Over all, if American history shows anything, it reveals that racially segregated combat units have succeeded in battle. Segregated regiments performed well during the American Civil War and throughout the nineteenth century in the United States. The black regiments of the 93d Division in World War I fought to high acclaim, as did segregated platoons thrown into the line after the Battle of the Bulge in World War II.
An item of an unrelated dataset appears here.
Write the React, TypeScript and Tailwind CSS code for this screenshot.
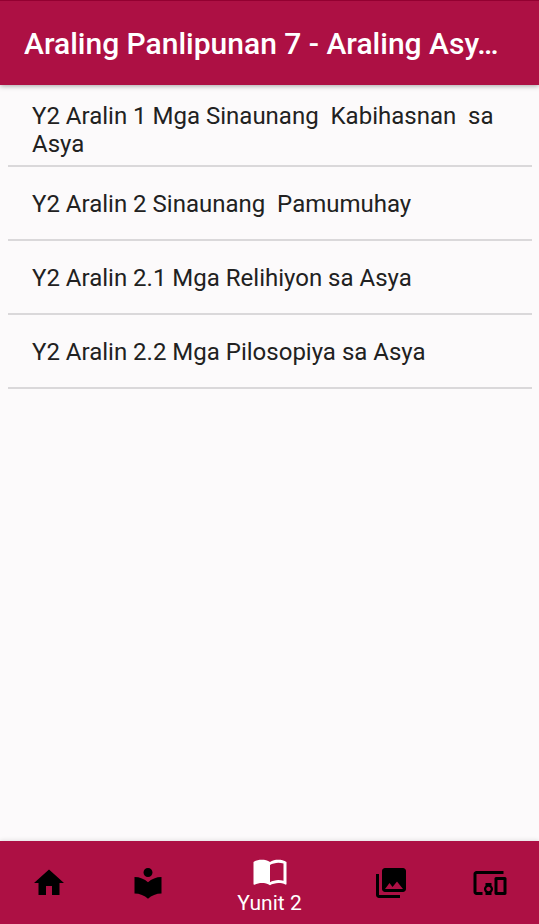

The results of the study clearly suggest that what happened to the 24th Infantry in Korea was a product of injustices that afflicted black Americans prior to the formal integration of the Army. Until recently, historians have tended to interpret the regiment's performance without recognizing those prejudices and the corrosive effects they had on cohesion within the unit. The whole story is much different. If it reflects lapses of command and deficiencies in leadership, training and equipment—the sort of failings that burdened all units during the initial stages of the conflict—it also contains displays of honor, commitment, selflessness and heroism that are in keeping with the best traditions of the United States Army. Indeed, that the 24th Infantry achieved what it did—at Yechon, in the early weeks in Korea, at the Han and Hant'an River crossings, and elsewhere— can only underscore the courage and determination of those among its members who chose to persevere and to do their duty in the face of adversity.